Rektor UIN Syarif Hidayatullah Jakarta Prof Asep Saepudin Jahar mengatakan konsep ini bertujuan mengintegrasikan pendekatan agama, kearifan lokal, serta teknologi ramah lingkungan. Lima indikator utama dalam menciptakan green campus meliputi tata ruang dan infrastruktur ramah lingkungan, pemanfaatan energi terbarukan, pengolahan sampah dan air, transportasi ramah lingkungan, serta pendidikan dan penelitian yang responsif terhadap lingkungan.


Penggunaan energi terbarukan menjadi bagian dari upaya pengurangan jejak karbon di kampus. Selain itu, pengelolaan limbah dan daur ulang juga menjadi langkah penting dalam menjaga kebersihan dan kelestarian lingkungan kampus.

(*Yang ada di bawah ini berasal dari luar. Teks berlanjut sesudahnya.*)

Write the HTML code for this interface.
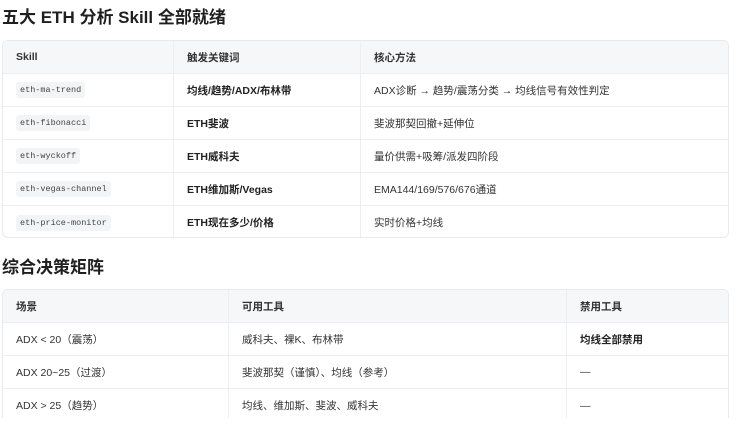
<!DOCTYPE html>
<html><head><meta charset="utf-8"><style>
*{margin:0;padding:0;box-sizing:border-box}
html,body{width:739px;height:431px;overflow:hidden}
body{background:#fff;font-family:"Liberation Sans","Noto Sans CJK SC",sans-serif;color:#333;position:relative}
h2{position:absolute;left:2px;font-size:17px;font-weight:bold;color:#1f1f1f}
.t{position:absolute;border:1px solid #e8eaee;border-radius:6px;overflow:hidden}
.r{position:absolute;left:0;right:0;border-bottom:1px solid #eceef1}
.h{background:#f6f7f9;font-weight:bold;color:#333}
.c{position:absolute;top:0;height:100%;display:flex;align-items:center;padding-left:13px;font-size:10.5px}
.sep{border-left:1px solid #eceef1}
code{font-family:"Liberation Mono",monospace;font-size:8.5px;background:#f3f4f6;color:#444;padding:3px 4px;border-radius:3px}
b{font-weight:bold;color:#222}
</style></head><body>
<h2 style="top:3px">五大 ETH 分析 Skill 全部就绪</h2>
<div class="t" style="left:2px;top:40px;width:727px;height:198px">
 <div class="r h" style="top:0;height:33px"><div class="c" style="left:0;width:170px">Skill</div><div class="c sep" style="left:170px;width:187px">触发关键词</div><div class="c sep" style="left:357px;right:0">核心方法</div></div>
 <div class="r" style="top:33px;height:33px"><div class="c" style="left:0;width:170px"><code>eth-ma-trend</code></div><div class="c sep" style="left:170px;width:187px"><b>均线/趋势/ADX/布林带</b></div><div class="c sep" style="left:357px;right:0">ADX诊断 → 趋势/震荡分类 → 均线信号有效性判定</div></div>
 <div class="r" style="top:66px;height:33px"><div class="c" style="left:0;width:170px"><code>eth-fibonacci</code></div><div class="c sep" style="left:170px;width:187px"><b>ETH斐波</b></div><div class="c sep" style="left:357px;right:0">斐波那契回撤+延伸位</div></div>
 <div class="r" style="top:99px;height:33px"><div class="c" style="left:0;width:170px"><code>eth-wyckoff</code></div><div class="c sep" style="left:170px;width:187px"><b>ETH威科夫</b></div><div class="c sep" style="left:357px;right:0">量价供需+吸筹/派发四阶段</div></div>
 <div class="r" style="top:132px;height:33px"><div class="c" style="left:0;width:170px"><code>eth-vegas-channel</code></div><div class="c sep" style="left:170px;width:187px"><b>ETH维加斯/Vegas</b></div><div class="c sep" style="left:357px;right:0">EMA144/169/576/676通道</div></div>
 <div class="r" style="top:165px;height:33px;border-bottom:none"><div class="c" style="left:0;width:170px"><code>eth-price-monitor</code></div><div class="c sep" style="left:170px;width:187px"><b>ETH现在多少/价格</b></div><div class="c sep" style="left:357px;right:0">实时价格+均线</div></div>
</div>
<h2 style="top:253px">综合决策矩阵</h2>
<div class="t" style="left:2px;top:289px;width:727px;height:129px;border-bottom:none;border-radius:6px 6px 0 0">
 <div class="r h" style="top:0;height:33px"><div class="c" style="left:0;width:225px">场景</div><div class="c sep" style="left:225px;width:338px">可用工具</div><div class="c sep" style="left:563px;right:0">禁用工具</div></div>
 <div class="r" style="top:33px;height:33px"><div class="c" style="left:0;width:225px">ADX &lt; 20（震荡）</div><div class="c sep" style="left:225px;width:338px">威科夫、裸K、布林带</div><div class="c sep" style="left:563px;right:0"><b>均线全部禁用</b></div></div>
 <div class="r" style="top:66px;height:33px"><div class="c" style="left:0;width:225px">ADX 20~25（过渡）</div><div class="c sep" style="left:225px;width:338px">斐波那契（谨慎）、均线（参考）</div><div class="c sep" style="left:563px;right:0">—</div></div>
 <div class="r" style="top:99px;height:33px;border-bottom:none"><div class="c" style="left:0;width:225px">ADX &gt; 25（趋势）</div><div class="c sep" style="left:225px;width:338px">均线、维加斯、斐波、威科夫</div><div class="c sep" style="left:563px;right:0">—</div></div>
</div>
</body></html>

"Untuk itu, kampus-kampus yang terlibat dalam gerakan ini akan dijadikan sebagai laboratorium sosial untuk menguji dan memodelkan penerapan konsep green campus, yang diharapkan dapat diperluas ke seluruh kampus di Indonesia," ujarnya.


Forum ini juga menegaskan bahwa dalam implementasinya, kampus-kampus diharapkan dapat mengembangkan kurikulum berbasis ekoteologi yang memperhatikan aspek keagamaan dan kearifan lokal. Sebagai contoh, pengenalan kurikulum ekoteologi ini akan menyentuh berbagai disiplin ilmu, baik ilmu sosial, ekonomi, maupun teknik lingkungan.


"Hal ini juga akan mendukung pencapaian tujuan global seperti Sustainable Development Goals (SDGs),  khususnya tujuan ke-16 mengenai perdamaian, keadilan, dan institusi yang kuat," ungkapnya.